# Pages as source code:
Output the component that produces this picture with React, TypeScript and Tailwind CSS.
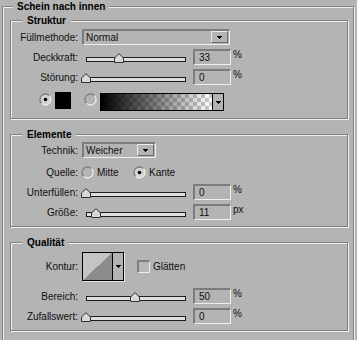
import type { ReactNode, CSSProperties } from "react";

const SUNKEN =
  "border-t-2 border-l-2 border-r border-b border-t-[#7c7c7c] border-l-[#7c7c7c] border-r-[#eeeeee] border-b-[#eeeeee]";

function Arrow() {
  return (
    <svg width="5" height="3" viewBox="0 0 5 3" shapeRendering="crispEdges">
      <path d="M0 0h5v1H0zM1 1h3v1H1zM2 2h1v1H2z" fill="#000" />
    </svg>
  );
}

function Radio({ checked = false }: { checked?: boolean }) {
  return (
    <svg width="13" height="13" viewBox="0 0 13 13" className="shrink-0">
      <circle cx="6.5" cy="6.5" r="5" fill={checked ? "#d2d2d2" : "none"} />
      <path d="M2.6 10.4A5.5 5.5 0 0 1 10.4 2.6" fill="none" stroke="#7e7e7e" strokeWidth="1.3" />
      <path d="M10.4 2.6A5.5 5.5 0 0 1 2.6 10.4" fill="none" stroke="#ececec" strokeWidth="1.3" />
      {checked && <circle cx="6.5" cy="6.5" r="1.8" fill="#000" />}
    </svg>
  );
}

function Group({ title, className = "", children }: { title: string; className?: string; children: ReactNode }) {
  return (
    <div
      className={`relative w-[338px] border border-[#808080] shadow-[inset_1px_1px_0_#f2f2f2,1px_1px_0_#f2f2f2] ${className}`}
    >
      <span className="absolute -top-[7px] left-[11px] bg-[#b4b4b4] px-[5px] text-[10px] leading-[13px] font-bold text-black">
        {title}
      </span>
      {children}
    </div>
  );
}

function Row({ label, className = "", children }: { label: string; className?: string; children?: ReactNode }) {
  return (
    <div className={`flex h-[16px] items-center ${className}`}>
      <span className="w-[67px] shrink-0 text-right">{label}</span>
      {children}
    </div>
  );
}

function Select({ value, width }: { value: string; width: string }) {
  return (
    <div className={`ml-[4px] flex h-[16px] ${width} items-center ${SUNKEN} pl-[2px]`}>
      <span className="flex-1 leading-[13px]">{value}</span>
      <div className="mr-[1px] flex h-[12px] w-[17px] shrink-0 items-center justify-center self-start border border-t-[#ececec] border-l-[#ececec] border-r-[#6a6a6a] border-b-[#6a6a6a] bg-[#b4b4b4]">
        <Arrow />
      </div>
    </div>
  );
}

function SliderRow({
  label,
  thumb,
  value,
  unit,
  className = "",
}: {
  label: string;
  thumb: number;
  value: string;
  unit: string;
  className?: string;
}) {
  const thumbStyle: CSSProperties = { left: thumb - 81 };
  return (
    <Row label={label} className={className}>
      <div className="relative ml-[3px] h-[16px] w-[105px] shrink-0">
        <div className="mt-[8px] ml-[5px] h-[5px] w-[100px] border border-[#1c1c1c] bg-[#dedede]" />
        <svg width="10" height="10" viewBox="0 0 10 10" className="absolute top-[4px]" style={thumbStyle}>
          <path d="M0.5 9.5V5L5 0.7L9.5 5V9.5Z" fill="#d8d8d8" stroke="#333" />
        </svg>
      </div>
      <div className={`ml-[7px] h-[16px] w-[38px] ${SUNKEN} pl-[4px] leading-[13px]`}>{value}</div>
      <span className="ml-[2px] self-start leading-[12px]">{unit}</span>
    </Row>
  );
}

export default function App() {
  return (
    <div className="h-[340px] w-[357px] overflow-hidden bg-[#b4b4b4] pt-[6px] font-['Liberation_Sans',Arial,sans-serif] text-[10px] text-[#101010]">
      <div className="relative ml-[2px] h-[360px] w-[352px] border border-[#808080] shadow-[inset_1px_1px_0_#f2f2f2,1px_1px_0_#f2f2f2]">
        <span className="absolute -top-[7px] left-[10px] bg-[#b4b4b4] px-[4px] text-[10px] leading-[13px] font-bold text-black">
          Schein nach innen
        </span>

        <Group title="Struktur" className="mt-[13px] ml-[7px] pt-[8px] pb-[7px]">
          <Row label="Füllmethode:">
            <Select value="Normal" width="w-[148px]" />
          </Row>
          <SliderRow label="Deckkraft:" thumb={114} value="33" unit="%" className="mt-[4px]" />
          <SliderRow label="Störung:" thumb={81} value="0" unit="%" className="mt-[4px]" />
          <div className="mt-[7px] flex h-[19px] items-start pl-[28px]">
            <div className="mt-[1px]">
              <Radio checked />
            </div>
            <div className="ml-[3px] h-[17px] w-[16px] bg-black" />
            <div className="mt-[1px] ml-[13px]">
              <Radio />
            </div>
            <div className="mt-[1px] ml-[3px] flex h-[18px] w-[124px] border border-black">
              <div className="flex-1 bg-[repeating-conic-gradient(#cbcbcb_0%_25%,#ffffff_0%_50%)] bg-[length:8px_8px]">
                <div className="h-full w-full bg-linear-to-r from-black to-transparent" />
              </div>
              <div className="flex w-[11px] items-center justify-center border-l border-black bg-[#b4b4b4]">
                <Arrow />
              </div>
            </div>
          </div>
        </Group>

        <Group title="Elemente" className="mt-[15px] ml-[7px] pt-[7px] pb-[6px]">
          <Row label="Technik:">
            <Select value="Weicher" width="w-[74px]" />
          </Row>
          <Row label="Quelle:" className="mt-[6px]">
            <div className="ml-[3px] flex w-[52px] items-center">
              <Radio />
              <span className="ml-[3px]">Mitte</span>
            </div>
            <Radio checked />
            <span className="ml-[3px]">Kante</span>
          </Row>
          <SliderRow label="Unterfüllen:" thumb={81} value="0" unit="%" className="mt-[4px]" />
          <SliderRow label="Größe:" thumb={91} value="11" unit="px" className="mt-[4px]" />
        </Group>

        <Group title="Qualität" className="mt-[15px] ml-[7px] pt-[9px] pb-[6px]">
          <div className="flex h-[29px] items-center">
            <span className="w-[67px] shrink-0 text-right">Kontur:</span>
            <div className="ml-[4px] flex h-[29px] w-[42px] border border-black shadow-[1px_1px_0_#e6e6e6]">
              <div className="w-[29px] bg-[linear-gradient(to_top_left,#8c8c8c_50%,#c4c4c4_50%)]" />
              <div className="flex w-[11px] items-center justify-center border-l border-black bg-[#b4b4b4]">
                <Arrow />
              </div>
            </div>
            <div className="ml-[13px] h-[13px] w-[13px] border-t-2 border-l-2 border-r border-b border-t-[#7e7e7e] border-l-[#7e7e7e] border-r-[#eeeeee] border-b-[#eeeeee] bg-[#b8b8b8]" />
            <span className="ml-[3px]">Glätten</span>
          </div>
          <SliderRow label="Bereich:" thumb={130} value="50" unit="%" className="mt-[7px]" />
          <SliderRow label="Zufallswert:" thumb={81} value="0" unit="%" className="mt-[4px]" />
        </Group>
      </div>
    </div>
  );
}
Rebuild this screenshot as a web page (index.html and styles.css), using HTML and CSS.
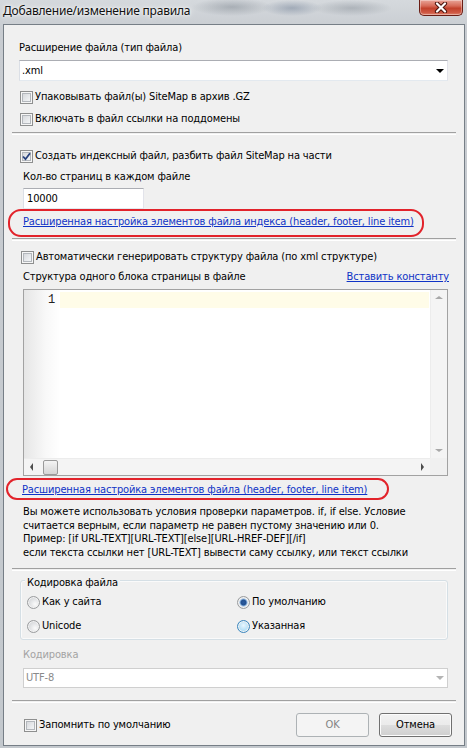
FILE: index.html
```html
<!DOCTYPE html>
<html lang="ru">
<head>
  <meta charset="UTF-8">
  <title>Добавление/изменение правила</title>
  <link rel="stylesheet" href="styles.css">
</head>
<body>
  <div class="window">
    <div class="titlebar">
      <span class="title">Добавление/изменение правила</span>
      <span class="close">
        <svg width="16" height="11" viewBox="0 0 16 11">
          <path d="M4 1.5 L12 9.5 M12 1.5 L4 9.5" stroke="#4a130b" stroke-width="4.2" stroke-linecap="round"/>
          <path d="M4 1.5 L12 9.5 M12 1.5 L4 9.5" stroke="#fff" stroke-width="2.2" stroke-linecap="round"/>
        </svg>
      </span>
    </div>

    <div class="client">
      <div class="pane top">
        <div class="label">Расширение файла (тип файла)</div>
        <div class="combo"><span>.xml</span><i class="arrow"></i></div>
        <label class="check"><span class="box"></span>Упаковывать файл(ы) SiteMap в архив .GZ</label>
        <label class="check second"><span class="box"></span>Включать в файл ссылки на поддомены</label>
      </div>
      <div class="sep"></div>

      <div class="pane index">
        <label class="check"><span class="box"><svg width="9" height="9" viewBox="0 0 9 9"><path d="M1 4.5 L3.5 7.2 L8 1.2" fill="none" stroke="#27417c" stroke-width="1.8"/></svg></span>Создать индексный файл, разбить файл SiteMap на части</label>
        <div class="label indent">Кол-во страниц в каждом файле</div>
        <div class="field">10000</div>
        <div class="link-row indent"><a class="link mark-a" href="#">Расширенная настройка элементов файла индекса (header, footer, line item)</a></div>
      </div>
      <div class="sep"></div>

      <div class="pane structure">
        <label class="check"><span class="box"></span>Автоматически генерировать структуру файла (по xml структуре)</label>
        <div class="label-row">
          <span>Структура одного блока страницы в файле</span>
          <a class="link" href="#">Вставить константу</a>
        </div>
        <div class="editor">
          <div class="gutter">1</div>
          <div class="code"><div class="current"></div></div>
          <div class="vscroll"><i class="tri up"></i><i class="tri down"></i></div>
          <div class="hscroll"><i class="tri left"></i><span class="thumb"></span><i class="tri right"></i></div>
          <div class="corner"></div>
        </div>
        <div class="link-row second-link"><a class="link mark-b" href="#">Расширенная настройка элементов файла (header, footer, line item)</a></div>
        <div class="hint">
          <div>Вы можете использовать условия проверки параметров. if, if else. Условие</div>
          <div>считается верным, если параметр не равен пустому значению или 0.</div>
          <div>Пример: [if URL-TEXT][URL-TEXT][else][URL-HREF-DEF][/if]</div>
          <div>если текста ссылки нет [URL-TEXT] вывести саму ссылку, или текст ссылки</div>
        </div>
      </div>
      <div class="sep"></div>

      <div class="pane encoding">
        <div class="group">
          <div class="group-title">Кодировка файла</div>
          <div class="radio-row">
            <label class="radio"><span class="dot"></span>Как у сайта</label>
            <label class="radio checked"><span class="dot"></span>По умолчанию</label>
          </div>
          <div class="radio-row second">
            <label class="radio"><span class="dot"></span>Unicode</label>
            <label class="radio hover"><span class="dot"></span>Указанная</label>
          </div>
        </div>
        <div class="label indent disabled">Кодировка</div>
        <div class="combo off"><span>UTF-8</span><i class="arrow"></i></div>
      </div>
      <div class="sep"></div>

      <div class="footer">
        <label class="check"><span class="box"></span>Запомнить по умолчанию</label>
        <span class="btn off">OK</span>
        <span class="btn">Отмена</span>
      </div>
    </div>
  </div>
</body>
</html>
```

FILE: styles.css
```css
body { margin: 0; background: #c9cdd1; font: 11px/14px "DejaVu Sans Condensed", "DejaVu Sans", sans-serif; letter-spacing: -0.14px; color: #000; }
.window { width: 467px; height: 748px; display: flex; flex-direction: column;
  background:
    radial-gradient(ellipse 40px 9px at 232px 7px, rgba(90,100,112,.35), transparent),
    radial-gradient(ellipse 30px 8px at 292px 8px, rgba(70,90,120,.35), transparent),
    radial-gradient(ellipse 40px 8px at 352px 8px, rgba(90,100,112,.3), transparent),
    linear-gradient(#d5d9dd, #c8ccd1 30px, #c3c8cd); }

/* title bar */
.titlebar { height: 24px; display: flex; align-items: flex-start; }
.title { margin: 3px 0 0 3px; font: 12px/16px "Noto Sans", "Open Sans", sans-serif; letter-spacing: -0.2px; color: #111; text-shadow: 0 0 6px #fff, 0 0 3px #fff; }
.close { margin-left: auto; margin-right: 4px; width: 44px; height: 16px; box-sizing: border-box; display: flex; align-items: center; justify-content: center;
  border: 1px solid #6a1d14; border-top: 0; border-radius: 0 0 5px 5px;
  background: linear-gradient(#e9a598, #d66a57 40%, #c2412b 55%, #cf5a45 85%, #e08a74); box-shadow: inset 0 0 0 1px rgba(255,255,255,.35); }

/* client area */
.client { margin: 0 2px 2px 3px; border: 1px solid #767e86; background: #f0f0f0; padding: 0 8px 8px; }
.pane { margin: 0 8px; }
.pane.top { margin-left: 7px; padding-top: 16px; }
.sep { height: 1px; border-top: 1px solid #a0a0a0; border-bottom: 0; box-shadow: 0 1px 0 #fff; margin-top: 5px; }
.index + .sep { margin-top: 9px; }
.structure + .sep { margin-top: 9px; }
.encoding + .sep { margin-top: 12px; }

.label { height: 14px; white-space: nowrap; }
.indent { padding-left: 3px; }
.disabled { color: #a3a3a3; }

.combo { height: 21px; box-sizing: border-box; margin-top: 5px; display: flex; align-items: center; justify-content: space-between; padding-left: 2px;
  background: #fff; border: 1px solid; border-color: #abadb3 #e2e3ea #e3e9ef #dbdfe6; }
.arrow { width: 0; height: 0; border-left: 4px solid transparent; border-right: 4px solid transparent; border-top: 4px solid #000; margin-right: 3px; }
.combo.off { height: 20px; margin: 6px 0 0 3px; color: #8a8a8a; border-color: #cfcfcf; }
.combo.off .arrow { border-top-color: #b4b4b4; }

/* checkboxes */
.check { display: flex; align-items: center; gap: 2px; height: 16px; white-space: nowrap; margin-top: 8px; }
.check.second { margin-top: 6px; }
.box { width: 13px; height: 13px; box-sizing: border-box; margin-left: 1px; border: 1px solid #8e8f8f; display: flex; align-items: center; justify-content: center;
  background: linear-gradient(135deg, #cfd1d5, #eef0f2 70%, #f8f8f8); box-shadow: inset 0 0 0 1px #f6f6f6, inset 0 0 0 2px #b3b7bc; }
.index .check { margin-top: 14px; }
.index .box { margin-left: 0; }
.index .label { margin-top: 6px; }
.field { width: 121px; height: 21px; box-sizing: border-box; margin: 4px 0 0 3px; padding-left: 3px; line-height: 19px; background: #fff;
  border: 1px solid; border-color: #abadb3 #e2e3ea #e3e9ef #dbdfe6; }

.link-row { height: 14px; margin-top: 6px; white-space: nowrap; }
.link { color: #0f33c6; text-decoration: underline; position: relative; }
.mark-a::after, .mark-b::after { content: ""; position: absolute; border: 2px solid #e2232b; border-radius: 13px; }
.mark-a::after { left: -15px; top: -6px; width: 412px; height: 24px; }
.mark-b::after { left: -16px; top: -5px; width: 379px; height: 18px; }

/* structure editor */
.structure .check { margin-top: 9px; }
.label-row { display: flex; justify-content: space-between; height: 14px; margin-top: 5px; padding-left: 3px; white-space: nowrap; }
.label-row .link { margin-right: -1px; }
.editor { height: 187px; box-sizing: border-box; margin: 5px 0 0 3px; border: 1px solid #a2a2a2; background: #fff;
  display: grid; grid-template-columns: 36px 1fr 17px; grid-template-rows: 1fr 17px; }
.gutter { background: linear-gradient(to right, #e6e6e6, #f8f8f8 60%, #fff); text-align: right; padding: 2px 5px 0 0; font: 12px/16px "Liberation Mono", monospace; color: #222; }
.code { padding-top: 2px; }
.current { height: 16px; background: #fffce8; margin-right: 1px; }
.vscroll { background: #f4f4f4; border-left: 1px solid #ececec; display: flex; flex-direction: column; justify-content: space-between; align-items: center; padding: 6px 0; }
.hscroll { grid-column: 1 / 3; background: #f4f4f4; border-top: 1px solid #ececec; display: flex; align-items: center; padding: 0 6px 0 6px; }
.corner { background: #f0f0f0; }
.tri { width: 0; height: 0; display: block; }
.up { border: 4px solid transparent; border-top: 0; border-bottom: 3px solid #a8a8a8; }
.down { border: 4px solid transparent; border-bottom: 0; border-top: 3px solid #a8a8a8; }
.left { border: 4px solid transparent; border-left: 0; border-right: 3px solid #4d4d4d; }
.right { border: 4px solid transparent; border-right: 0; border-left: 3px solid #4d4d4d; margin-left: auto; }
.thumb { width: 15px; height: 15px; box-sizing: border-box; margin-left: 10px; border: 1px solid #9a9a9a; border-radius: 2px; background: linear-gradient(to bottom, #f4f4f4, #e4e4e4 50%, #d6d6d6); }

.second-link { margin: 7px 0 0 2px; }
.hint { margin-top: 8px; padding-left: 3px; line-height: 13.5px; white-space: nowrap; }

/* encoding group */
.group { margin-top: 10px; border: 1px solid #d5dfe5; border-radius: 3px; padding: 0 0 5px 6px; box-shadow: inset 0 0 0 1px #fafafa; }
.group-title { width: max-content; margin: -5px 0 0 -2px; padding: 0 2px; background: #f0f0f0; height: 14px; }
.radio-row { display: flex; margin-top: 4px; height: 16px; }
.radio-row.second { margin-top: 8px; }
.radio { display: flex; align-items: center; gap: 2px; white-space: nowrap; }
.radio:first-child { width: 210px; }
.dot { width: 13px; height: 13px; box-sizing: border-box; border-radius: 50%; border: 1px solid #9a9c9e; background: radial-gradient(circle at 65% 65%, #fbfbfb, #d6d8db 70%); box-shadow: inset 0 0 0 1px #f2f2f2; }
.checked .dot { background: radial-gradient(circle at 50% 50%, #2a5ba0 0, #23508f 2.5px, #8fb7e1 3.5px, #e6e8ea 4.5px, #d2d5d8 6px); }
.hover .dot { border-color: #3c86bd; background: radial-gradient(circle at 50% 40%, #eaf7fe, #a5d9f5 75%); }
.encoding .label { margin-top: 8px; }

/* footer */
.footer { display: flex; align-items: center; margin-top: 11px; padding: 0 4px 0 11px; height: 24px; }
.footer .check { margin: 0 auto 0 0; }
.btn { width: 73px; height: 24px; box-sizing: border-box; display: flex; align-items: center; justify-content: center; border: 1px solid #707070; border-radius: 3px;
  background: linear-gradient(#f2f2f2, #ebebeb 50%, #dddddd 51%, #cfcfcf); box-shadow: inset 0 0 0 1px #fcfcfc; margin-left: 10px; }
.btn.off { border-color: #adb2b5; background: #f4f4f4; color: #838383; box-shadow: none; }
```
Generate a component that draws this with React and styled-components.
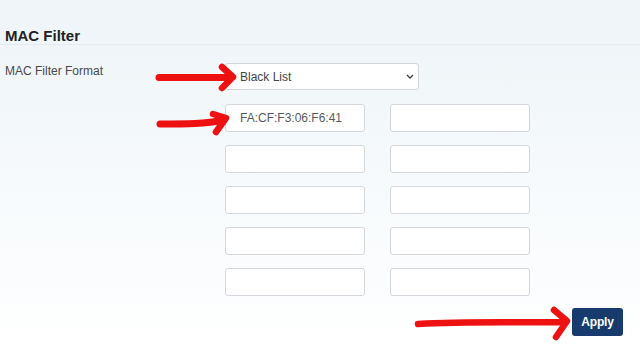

# Exercise aim:
Locate each line containing the string "with" and show it.

# Exercise response:
Output the component that produces this picture with React, TypeScript and Tailwind CSS.
Generate a component that draws this with React and styled-components.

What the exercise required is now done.